Maybe Halfway? Finicky details, ahoy!

The figures turned out great, but I need to clean up around them and do some very fine detail work to make them pop a little more. The math is pretty good- the perspective is working, especially in person.

I was at an event last night with my art, and I was talking about how if your art isn’t fun to make, you probably won’t do it. Afterward, I thought through what I meant. People talk about art being fun, or fulfilling, or peaceful. I think that that is a really vague map to how art feels when you make it.

Trying to narrow it down, how of it is like playing World of Warcraft? I play video games unambitiously, so it might be hard for me draw a perfect distinction. For me, playing video games is like sleeping, in that it turns off most of my brain. It gives me a sense of power and achievement and hits pause on my problems.

Art, even when I’m grinding, is a more engaged activity. It’s hard: I get intimidated and shy away from parts of the painting and have to catch myself. I scratches the problem solving itch, but the problems at their worst feel like yawning chasms. It’s dramatic and trying. When I achieve things, though, the feeling of satisfaction is different. I can hold it in my hands and I feel like I’ve made progress on my forever journey towards…something. God? The World’s Greatest Painting? Laser Vision? It’s real though. I start painting immediately after finishing them, and it rarely feels like I’m Sisyphus. I have somewhere I’m going, and meticulous grinding is at times how I get there.

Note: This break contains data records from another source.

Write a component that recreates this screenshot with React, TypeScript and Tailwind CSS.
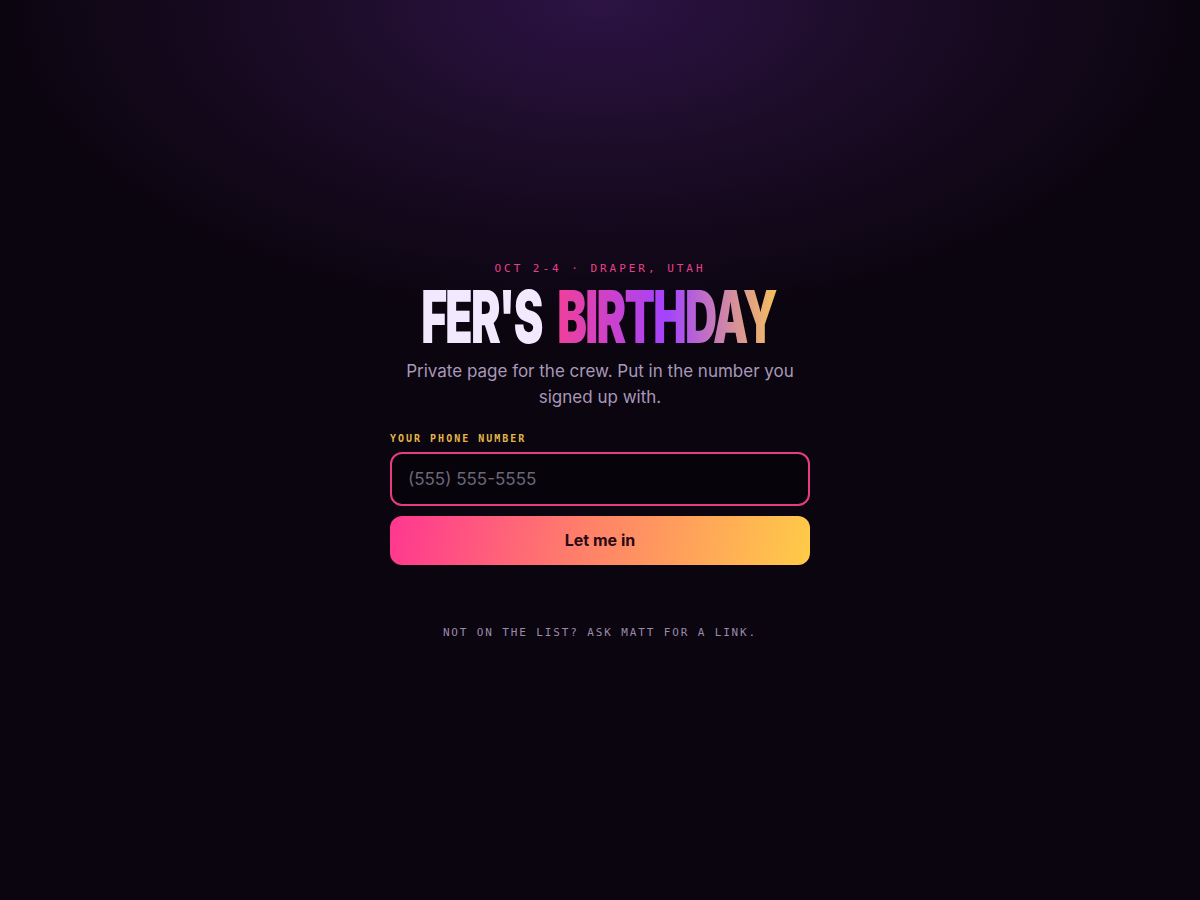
import React from "react";

export default function App() {
  return (
    <div
      className="min-h-[900px] w-full flex items-center justify-center bg-[#0b0510] bg-[radial-gradient(ellipse_600px_320px_at_600px_0px,#2c1344_0%,#1a0b24_55%,#0b0510_100%)]"
      style={{ fontFamily: "Inter, 'Noto Sans', sans-serif" }}
    >
      <div className="w-[420px] flex flex-col items-center">
        <div
          className="text-[11px] tracking-[0.27em] text-[#e8408e] leading-none"
          style={{ fontFamily: "'DejaVu Sans Mono', monospace" }}
        >
          OCT 2-4 · DRAPER, UTAH
        </div>
        <h1
          className="mt-[12px] h-[62px] flex items-center justify-center text-[73px] font-black leading-[62px] whitespace-nowrap scale-x-[0.61] tracking-[-0.04em]"
          style={{ fontFamily: "Inter, sans-serif" }}
        >
          <span className="text-[#f3e9ff] mr-[26px]">FER'S</span>
          <span className="bg-[linear-gradient(90deg,#f0409a_0%,#a443ff_50%,#f5c25a_100%)] bg-clip-text text-transparent pr-[4px]">
            BIRTHDAY
          </span>
        </h1>
        <p className="mt-[10px] text-[17px] leading-[26px] text-[#a898b8] text-center">
          Private page for the crew. Put in the number you signed up with.
        </p>
        <label
          className="self-start mt-[24px] text-[10px] font-bold tracking-[0.2em] text-[#e2b64a] leading-none"
          style={{ fontFamily: "'DejaVu Sans Mono', monospace" }}
        >
          YOUR PHONE NUMBER
        </label>
        <input
          type="text"
          placeholder="(555) 555-5555"
          className="mt-[8px] w-full h-[54px] rounded-xl border-2 border-[#e53d80] bg-[#07030a] px-4 text-[17px] text-white placeholder:text-[#6e6678] outline-none"
        />
        <button className="mt-[10px] w-full h-[49px] rounded-xl bg-[linear-gradient(100deg,#ff3790_0%,#ff7e6a_45%,#ffcb48_100%)] text-[16px] font-bold text-[#2a0a18]">
          Let me in
        </button>
        <div
          className="mt-[62px] text-[11px] tracking-[0.17em] text-[#9a8aab] leading-none"
          style={{ fontFamily: "'DejaVu Sans Mono', monospace" }}
        >
          NOT ON THE LIST? ASK MATT FOR A LINK.
        </div>
      </div>
    </div>
  );
}
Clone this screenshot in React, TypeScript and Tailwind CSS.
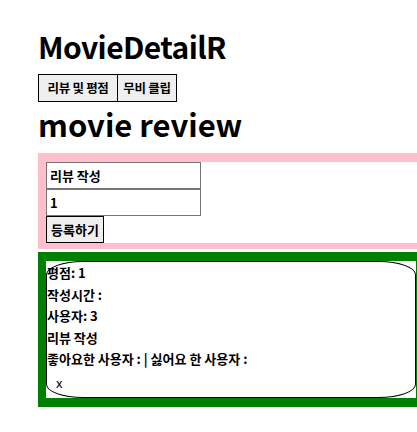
import React from 'react';

const font = { fontFamily: '"Noto Sans CJK KR", "Noto Sans", sans-serif' };

export default function App() {
  return (
    <div className="min-h-[432px] bg-white pl-[38px] pt-[26px] text-black" style={font}>
      <h1 className="text-[30px] font-bold leading-[40px] tracking-[-0.6px]">MovieDetailR</h1>

      {/* Tabs */}
      <div className="mt-[8px] flex">
        <button className="h-[28px] w-[80px] border border-black bg-[#efefef] text-[12.5px] font-bold tracking-[-0.3px]">
          리뷰 및 평점
        </button>
        <button className="-ml-px h-[28px] w-[60px] border border-black bg-[#efefef] text-[12.5px] font-bold tracking-[-0.3px]">
          무비 클립
        </button>
      </div>

      <h1 className="mt-[2px] text-[31px] font-bold leading-[40px]">movie review</h1>

      {/* Write form */}
      <div className="mt-[9px] bg-[#ffc0cb] pb-[6px] pl-[8px] pt-[9px]">
        <div className="flex flex-col items-start bg-white">
          <input
            className="h-[27px] w-[155px] border border-[#767676] px-[3px] text-[13px] font-bold outline-none"
            defaultValue="리뷰 작성"
          />
          <input
            className="h-[27px] w-[155px] border border-[#767676] px-[3px] text-[13px] font-bold outline-none"
            defaultValue="1"
          />
          <button className="h-[27px] w-[58px] border border-black bg-[#efefef] text-[13px] font-bold">
            등록하기
          </button>
        </div>
      </div>

      {/* Review list */}
      <div className="mt-[3px] bg-[#008000] pb-[9px] pl-[8px] pr-px pt-[9px]">
        <div className="bg-white">
          <div className="h-[137px] rounded-[10%] border border-black text-[13px] font-bold leading-[21.5px]">
            <div>평점: 1</div>
            <div>작성시간 :</div>
            <div>사용자: 3</div>
            <div>리뷰 작성</div>
            <div>좋아요한 사용자 : | 싫어요 한 사용자 :</div>
            <div className="pl-[9px] pt-[2px] font-normal">x</div>
          </div>
        </div>
      </div>
    </div>
  );
}
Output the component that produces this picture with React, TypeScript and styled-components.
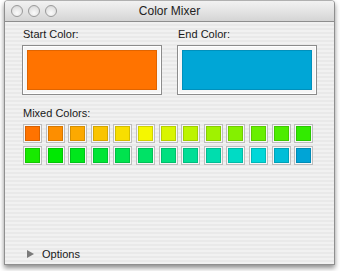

I think that the truth is that there is no level 40 for art. It’s a mountain that yields wildly satisfying views the higher you climb, but the mountain is impossibly tall. You keep leveling and leveling, breakthroughs yielding to challenges yielding to breakthroughs.

All this said, I need to make simpler paintings, full stop. I just need to. There’s got to be a way around the siege that is this clock and this metal shop. They’ll both be great…but at what cost?!?!